Many Australian states are working to curb the country’s gambling problem. Such is the case with South Australia, which ushered in the New Year by reducing maximum casino slots bets from $10 to $5.
As motivation for casinos to comply, any establishment that doesn’t reduce their bets will have their slots floor shut down.
This initiative is part of reforms to the Gaming Machines Act, which officials felt needed to be changed to meet the country’s growing gambling dilemma.
“By reducing the maximum bet limit, we hope to reduce the amount problem gamblers can lose while they are gambling,” said Minister Zoe Bettison.
Australians bet more than any other country per capita, with the average adult spending A$1,400 per year on gambling. Many of these losses come through slots (a.k.a. pokies), which has prompted South Australia to take action.

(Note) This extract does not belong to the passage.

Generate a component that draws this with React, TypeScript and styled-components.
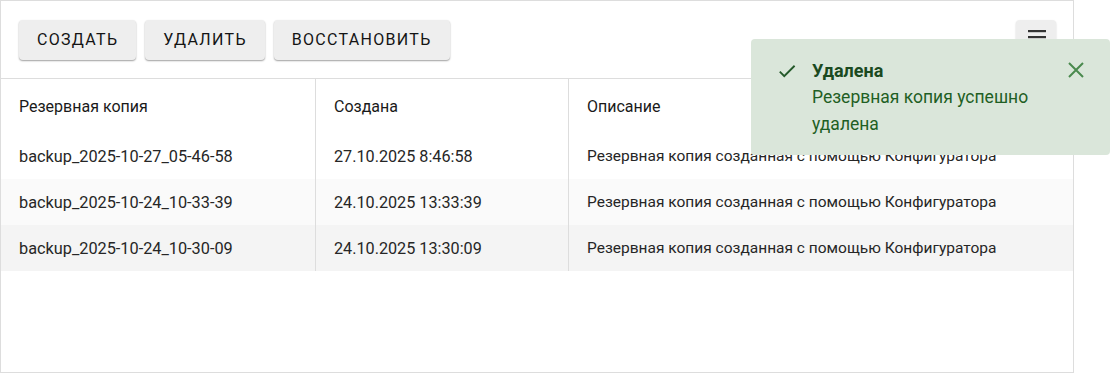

With approximately 4% of Australians considered problem gamblers — higher than the statistical average of 2% — it’s clear that South Australia is taking some positive steps to rectifying this situation.
But some, including Senator Nick Xenophon, believe that the steps must go further. Xenophon is a fan of further reducing slots betting limits to $1.

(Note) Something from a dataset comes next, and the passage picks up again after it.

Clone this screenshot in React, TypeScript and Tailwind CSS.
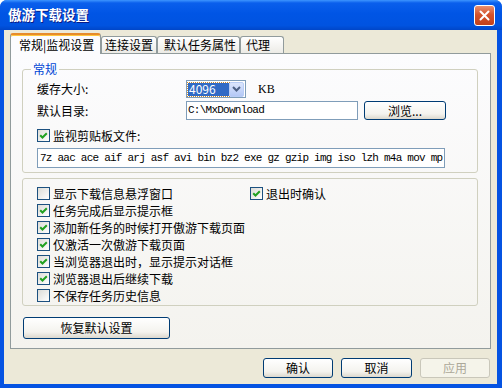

Mark Henley from Uniting Communities agrees with the senator, citing that slot machines allow players to perform up to 20 spins per minute. Henley believes that at this rate, where players can bet $100 per minute, $5 limits just won’t cut it.

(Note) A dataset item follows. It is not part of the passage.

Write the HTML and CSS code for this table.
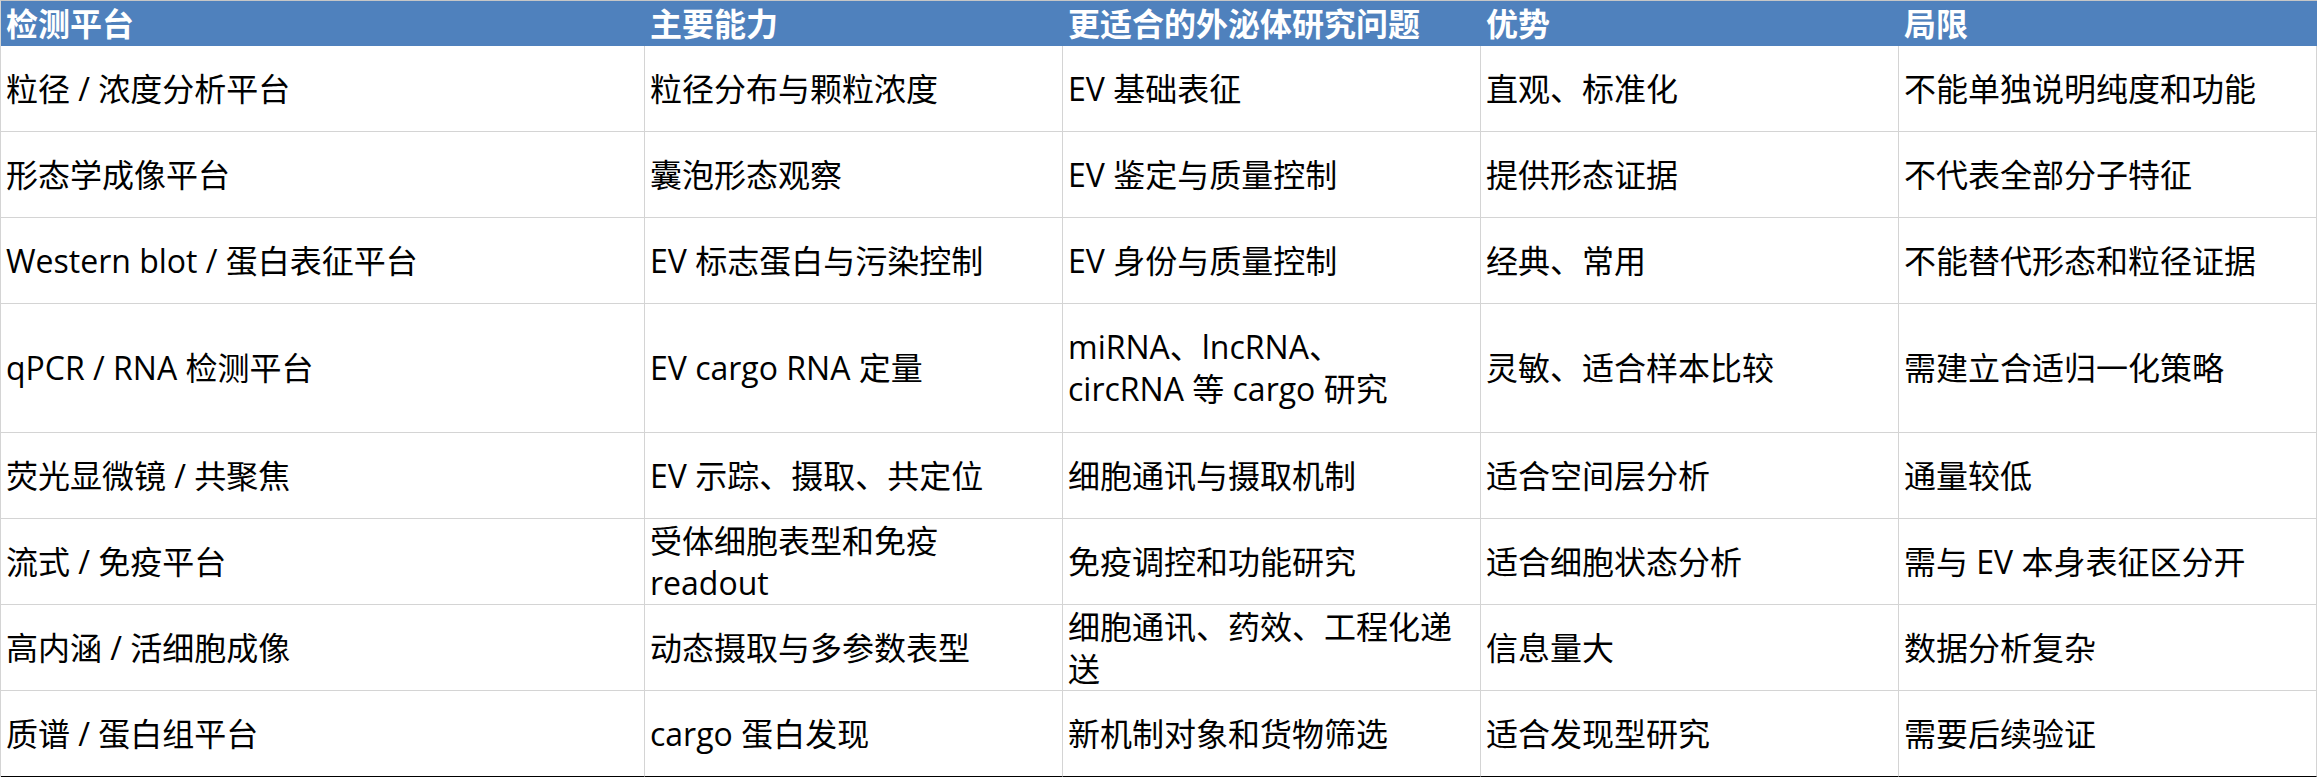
FILE: index.html
```html
<!DOCTYPE html>
<html lang="zh-CN">
<head>
<meta charset="utf-8">
<title>检测平台对比</title>
<link rel="stylesheet" href="styles.css">
</head>
<body>
<div class="sheet">
  <div class="row head">
    <div class="cell">检测平台</div>
    <div class="cell">主要能力</div>
    <div class="cell">更适合的外泌体研究问题</div>
    <div class="cell">优势</div>
    <div class="cell">局限</div>
  </div>
  <div class="row">
    <div class="cell">粒径 / 浓度分析平台</div>
    <div class="cell">粒径分布与颗粒浓度</div>
    <div class="cell">EV 基础表征</div>
    <div class="cell">直观、标准化</div>
    <div class="cell">不能单独说明纯度和功能</div>
  </div>
  <div class="row">
    <div class="cell">形态学成像平台</div>
    <div class="cell">囊泡形态观察</div>
    <div class="cell">EV 鉴定与质量控制</div>
    <div class="cell">提供形态证据</div>
    <div class="cell">不代表全部分子特征</div>
  </div>
  <div class="row">
    <div class="cell">Western blot / 蛋白表征平台</div>
    <div class="cell">EV 标志蛋白与污染控制</div>
    <div class="cell">EV 身份与质量控制</div>
    <div class="cell">经典、常用</div>
    <div class="cell">不能替代形态和粒径证据</div>
  </div>
  <div class="row tall">
    <div class="cell">qPCR / RNA 检测平台</div>
    <div class="cell">EV cargo RNA 定量</div>
    <div class="cell">miRNA、lncRNA、<br>circRNA 等 cargo 研究</div>
    <div class="cell">灵敏、适合样本比较</div>
    <div class="cell">需建立合适归一化策略</div>
  </div>
  <div class="row">
    <div class="cell">荧光显微镜 / 共聚焦</div>
    <div class="cell">EV 示踪、摄取、共定位</div>
    <div class="cell">细胞通讯与摄取机制</div>
    <div class="cell">适合空间层分析</div>
    <div class="cell">通量较低</div>
  </div>
  <div class="row">
    <div class="cell">流式 / 免疫平台</div>
    <div class="cell">受体细胞表型和免疫<br>readout</div>
    <div class="cell">免疫调控和功能研究</div>
    <div class="cell">适合细胞状态分析</div>
    <div class="cell">需与 EV 本身表征区分开</div>
  </div>
  <div class="row">
    <div class="cell">高内涵 / 活细胞成像</div>
    <div class="cell">动态摄取与多参数表型</div>
    <div class="cell">细胞通讯、药效、工程化递<br>送</div>
    <div class="cell">信息量大</div>
    <div class="cell">数据分析复杂</div>
  </div>
  <div class="row last">
    <div class="cell">质谱 / 蛋白组平台</div>
    <div class="cell">cargo 蛋白发现</div>
    <div class="cell">新机制对象和货物筛选</div>
    <div class="cell">适合发现型研究</div>
    <div class="cell">需要后续验证</div>
  </div>
</div>
</body>
</html>
```

FILE: styles.css
```css
html, body {
  margin: 0;
  padding: 0;
  background: #ffffff;
}

.sheet {
  width: 2317px;
  box-sizing: border-box;
  border-top: 1px solid #c6c6c6;
  border-left: 1px solid #d4d4d4;
  font-family: "Open Sans", "Noto Sans CJK SC", sans-serif;
  font-size: 32px;
  color: #000000;
}

.row {
  display: grid;
  grid-template-columns: 644px repeat(4, 418px);
  height: 86px;
}

.row.tall {
  height: 129px;
}

.cell {
  box-sizing: border-box;
  display: flex;
  align-items: center;
  padding: 0 5px;
  line-height: 42px;
  border-right: 1px solid #d4d4d4;
  border-bottom: 1px solid #d4d4d4;
  white-space: nowrap;
  overflow: hidden;
}

.row.last .cell {
  border-bottom-color: #000000;
}

.row.head {
  height: 45px;
  background: #4f81bd;
}

.row.head .cell {
  border: none;
  color: #ffffff;
  font-weight: 700;
  line-height: 45px;
}
```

Another measure that Australia is taking includes reforming the 2001 Interactive Gambling Act. This measure is designed to push out offshore gaming sites and further limit the country’s gambling.
So far, 888 Holdings have announced that they’re leaving the country, while other major operators like PokerStars are expected to follow suit. Any company that doesn’t comply with the amended Interactive Gambling Act will be subject to a A$6.75 million daily fine.